- _WHAT THIS TASK INVOLVES_
Return a copy of each line that holds the string "components".

- _RECORDED INFORMATION_
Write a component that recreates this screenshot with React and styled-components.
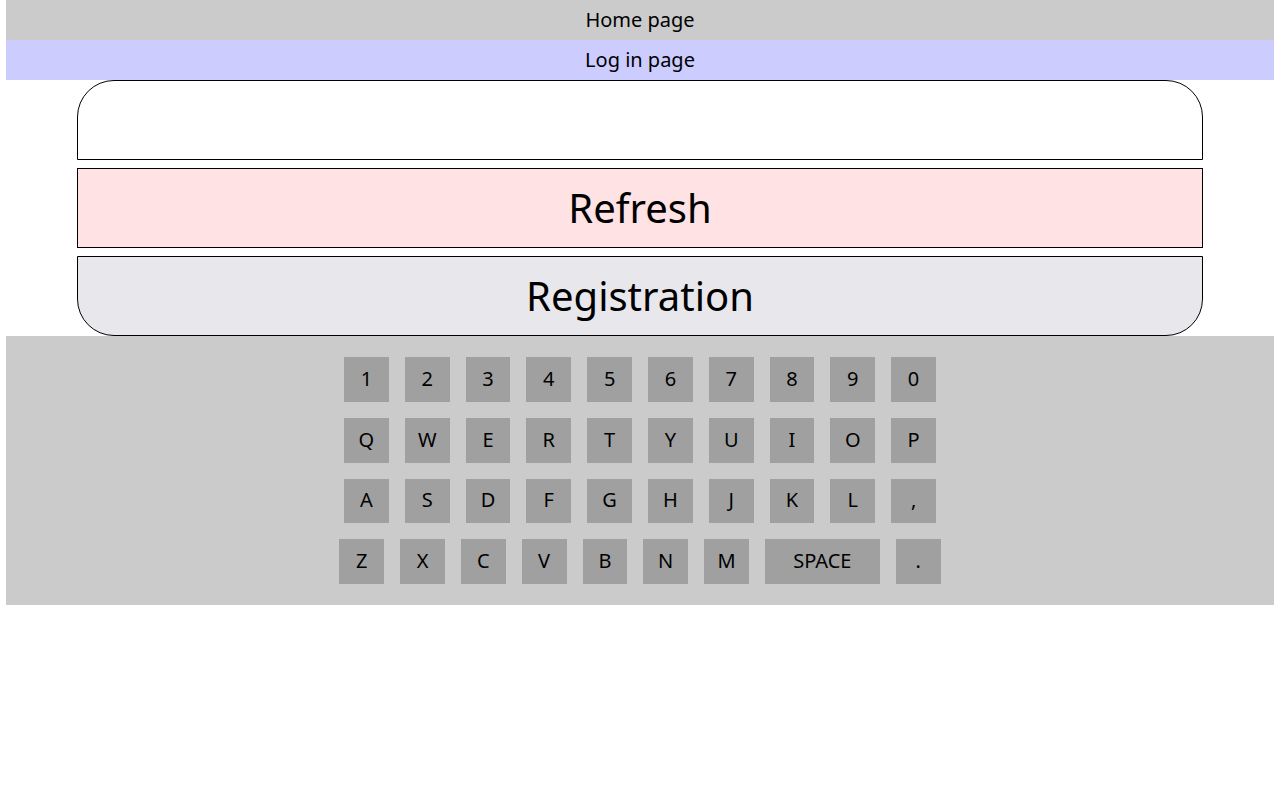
import React from "react";
import styled, { createGlobalStyle } from "styled-components";

const GlobalStyle = createGlobalStyle`
  body {
    margin: 0;
    background: #fff;
    font-family: "Noto Sans", "Open Sans", sans-serif;
    color: #000;
  }
`;

const Page = styled.div`
  width: 1268px;
  margin: 0 auto;
  display: flex;
  flex-direction: column;
`;

const NavBar = styled.div`
  box-sizing: border-box;
  height: 40px;
  padding-bottom: 2px;
  display: flex;
  align-items: center;
  justify-content: center;
  font-size: 20px;
  background: ${(p) => p.$bg};
`;

const Panel = styled.div`
  width: 1126px;
  margin: 0 auto;
  display: flex;
  flex-direction: column;
  gap: 8px;
`;

const Field = styled.div`
  box-sizing: border-box;
  height: 80px;
  border: 1px solid #000;
  border-radius: 37px 37px 0 0;
  background: #fff;
`;

const Action = styled.div`
  box-sizing: border-box;
  height: 80px;
  padding-bottom: 2px;
  border: 1px solid #000;
  border-radius: ${(p) => (p.$rounded ? "0 0 37px 37px" : "0")};
  background: ${(p) => p.$bg};
  display: flex;
  align-items: center;
  justify-content: center;
  font-size: 40px;
`;

const Keyboard = styled.div`
  background: #cbcbcb;
  padding: 21px 0;
  display: flex;
  flex-direction: column;
  align-items: center;
  gap: 16px;
`;

const KeyRow = styled.div`
  display: flex;
  gap: 16px;
`;

const Key = styled.div`
  box-sizing: border-box;
  width: ${(p) => (p.$wide ? "115px" : "44.8px")};
  height: 44.8px;
  padding-bottom: 2px;
  background: #a0a0a0;
  display: flex;
  align-items: center;
  justify-content: center;
  font-size: 20px;
`;

const rows = [
  ["1", "2", "3", "4", "5", "6", "7", "8", "9", "0"],
  ["Q", "W", "E", "R", "T", "Y", "U", "I", "O", "P"],
  ["A", "S", "D", "F", "G", "H", "J", "K", "L", ","],
  ["Z", "X", "C", "V", "B", "N", "M", "SPACE", "."],
];

export default function App() {
  return (
    <>
      <GlobalStyle />
      <Page>
        <NavBar $bg="#cbcbcb">Home page</NavBar>
        <NavBar $bg="#ccccff">Log in page</NavBar>
        <Panel>
          <Field />
          <Action $bg="#ffe2e4">Refresh</Action>
          <Action $bg="#e8e7ec" $rounded>
            Registration
          </Action>
        </Panel>
        <Keyboard>
          {rows.map((row, i) => (
            <KeyRow key={i}>
              {row.map((k) => (
                <Key key={k} $wide={k === "SPACE"}>
                  {k}
                </Key>
              ))}
            </KeyRow>
          ))}
        </Keyboard>
      </Page>
    </>
  );
}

- _EXERCISE RESPONSE_
Write a component that recreates this screenshot with React and styled-components.
import styled, { createGlobalStyle } from "styled-components";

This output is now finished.